Your task
Transcribe all of the data exactly. Omit the pictures.

+ + +

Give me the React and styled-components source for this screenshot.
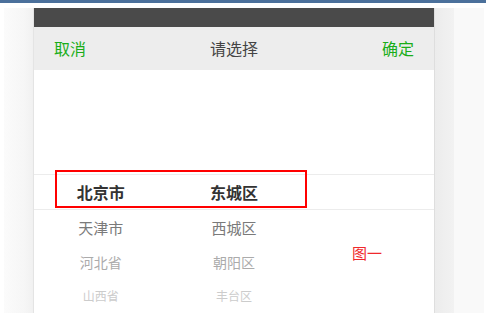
import React from "react";
import styled, { createGlobalStyle } from "styled-components";

const GlobalStyle = createGlobalStyle`
  html, body { margin: 0; padding: 0; background: #ffffff; }
  body { font-family: "Noto Sans CJK SC", "Noto Sans", sans-serif; overflow: hidden; }
  * { box-sizing: border-box; }
`;

const TopBar = styled.div`
  height: 3px;
  background: #4b709b;
`;

const Stage = styled.div`
  margin: 5px 0 0 4px;
  width: 480px;
  height: 305px;
  display: flex;
  overflow: hidden;
`;

const LeftGutter = styled.div`
  width: 29px;
  background: linear-gradient(to right, #fbfbfb 0%, #f6f6f6 70%, #f1f1f1 100%);
`;

const RightShade = styled.div`
  width: 19px;
  background: linear-gradient(to right, #ececec 0%, #f2f2f2 100%);
`;

const RightPad = styled.div`
  width: 30px;
  background: #f9f9f9;
`;

const Panel = styled.div`
  width: 402px;
  background: #ffffff;
  border-left: 1px solid #e4e4e4;
  border-right: 1px solid #dedede;
  display: flex;
  flex-direction: column;
`;

const StatusBar = styled.div`
  height: 19px;
  background: #4a4a4a;
`;

const Header = styled.div`
  height: 44px;
  background: #ededed;
  display: flex;
  align-items: center;
  justify-content: space-between;
  padding: 0 20px;
  font-size: 16px;
`;

const Action = styled.span`
  color: #1aad19;
  width: 48px;
  text-align: ${(p) => p.$align};
`;

const Title = styled.span`
  color: #444;
`;

const Picker = styled.div`
  position: relative;
  flex: 1;
`;

const Spacer = styled.div`
  height: 104px;
`;

const Row = styled.div`
  display: grid;
  grid-template-columns: repeat(3, 1fr);
  align-items: center;
  height: ${(p) => p.$h}px;
  border-top: ${(p) => (p.$selected ? "1px solid #ececec" : "none")};
  border-bottom: ${(p) => (p.$selected ? "1px solid #ececec" : "none")};
  box-sizing: content-box;
`;

const Cell = styled.div`
  text-align: center;
  font-size: ${(p) => p.$size}px;
  color: ${(p) => p.$color};
  font-weight: ${(p) => (p.$bold ? 700 : 400)};
  line-height: 1;
`;

const Highlight = styled.div`
  position: absolute;
  left: 21px;
  top: 100px;
  width: 252px;
  height: 38px;
  border: 2px solid #ff0000;
`;

const Caption = styled.div`
  position: absolute;
  left: 318px;
  top: 174px;
  font-size: 15px;
  line-height: 17px;
  color: #f0292c;
`;

const rows = [
  { a: "天津市", b: "西城区", size: 15, color: "#7a7a7a", h: 35 },
  { a: "河北省", b: "朝阳区", size: 14, color: "#ababab", h: 34 },
  { a: "山西省", b: "丰台区", size: 12, color: "#cccccc", h: 34 },
];

export default function App() {
  return (
    <>
      <GlobalStyle />
      <TopBar />
      <Stage>
        <LeftGutter />
        <Panel>
          <StatusBar />
          <Header>
            <Action $align="left">取消</Action>
            <Title>请选择</Title>
            <Action $align="right">确定</Action>
          </Header>
          <Picker>
            <Spacer />
            <Row $selected $h={34}>
              <Cell $size={16} $color="#333" $bold>北京市</Cell>
              <Cell $size={16} $color="#333" $bold>东城区</Cell>
              <Cell />
            </Row>
            {rows.map((r) => (
              <Row key={r.a} $h={r.h}>
                <Cell $size={r.size} $color={r.color}>{r.a}</Cell>
                <Cell $size={r.size} $color={r.color}>{r.b}</Cell>
                <Cell />
              </Row>
            ))}
            <Highlight />
            <Caption>图一</Caption>
          </Picker>
        </Panel>
        <RightShade />
        <RightPad />
      </Stage>
    </>
  );
}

+ + +

Answer in full
Give me the React and styled-components source for this screenshot.
import React from "react";
import styled, { createGlobalStyle } from "styled-components";

const GlobalStyle = createGlobalStyle`
  html, body { margin: 0; padding: 0; background: #ffffff; }
  body { font-family: "Noto Sans CJK SC", "Noto Sans", sans-serif; overflow: hidden; }
  * { box-sizing: border-box; }
`;

const TopBar = styled.div`
  height: 3px;
  background: #4b709b;
`;

const Stage = styled.div`
  margin: 5px 0 0 4px;
  width: 480px;
  height: 305px;
  display: flex;
  overflow: hidden;
`;

const LeftGutter = styled.div`
  width: 29px;
  background: linear-gradient(to right, #fbfbfb 0%, #f6f6f6 70%, #f1f1f1 100%);
`;

const RightShade = styled.div`
  width: 19px;
  background: linear-gradient(to right, #ececec 0%, #f2f2f2 100%);
`;

const RightPad = styled.div`
  width: 30px;
  background: #f9f9f9;
`;

const Panel = styled.div`
  width: 402px;
  background: #ffffff;
  border-left: 1px solid #e4e4e4;
  border-right: 1px solid #dedede;
  display: flex;
  flex-direction: column;
`;

const StatusBar = styled.div`
  height: 19px;
  background: #4a4a4a;
`;

const Header = styled.div`
  height: 44px;
  background: #ededed;
  display: flex;
  align-items: center;
  justify-content: space-between;
  padding: 0 20px;
  font-size: 16px;
`;

const Action = styled.span`
  color: #1aad19;
  width: 48px;
  text-align: ${(p) => p.$align};
`;

const Title = styled.span`
  color: #444;
`;

const Picker = styled.div`
  position: relative;
  flex: 1;
`;

const Spacer = styled.div`
  height: 104px;
`;

const Row = styled.div`
  display: grid;
  grid-template-columns: repeat(3, 1fr);
  align-items: center;
  height: ${(p) => p.$h}px;
  border-top: ${(p) => (p.$selected ? "1px solid #ececec" : "none")};
  border-bottom: ${(p) => (p.$selected ? "1px solid #ececec" : "none")};
  box-sizing: content-box;
`;

const Cell = styled.div`
  text-align: center;
  font-size: ${(p) => p.$size}px;
  color: ${(p) => p.$color};
  font-weight: ${(p) => (p.$bold ? 700 : 400)};
  line-height: 1;
`;

const Highlight = styled.div`
  position: absolute;
  left: 21px;
  top: 100px;
  width: 252px;
  height: 38px;
  border: 2px solid #ff0000;
`;

const Caption = styled.div`
  position: absolute;
  left: 318px;
  top: 174px;
  font-size: 15px;
  line-height: 17px;
  color: #f0292c;
`;

const rows = [
  { a: "天津市", b: "西城区", size: 15, color: "#7a7a7a", h: 35 },
  { a: "河北省", b: "朝阳区", size: 14, color: "#ababab", h: 34 },
  { a: "山西省", b: "丰台区", size: 12, color: "#cccccc", h: 34 },
];

export default function App() {
  return (
    <>
      <GlobalStyle />
      <TopBar />
      <Stage>
        <LeftGutter />
        <Panel>
          <StatusBar />
          <Header>
            <Action $align="left">取消</Action>
            <Title>请选择</Title>
            <Action $align="right">确定</Action>
          </Header>
          <Picker>
            <Spacer />
            <Row $selected $h={34}>
              <Cell $size={16} $color="#333" $bold>北京市</Cell>
              <Cell $size={16} $color="#333" $bold>东城区</Cell>
              <Cell />
            </Row>
            {rows.map((r) => (
              <Row key={r.a} $h={r.h}>
                <Cell $size={r.size} $color={r.color}>{r.a}</Cell>
                <Cell $size={r.size} $color={r.color}>{r.b}</Cell>
                <Cell />
              </Row>
            ))}
            <Highlight />
            <Caption>图一</Caption>
          </Picker>
        </Panel>
        <RightShade />
        <RightPad />
      </Stage>
    </>
  );
}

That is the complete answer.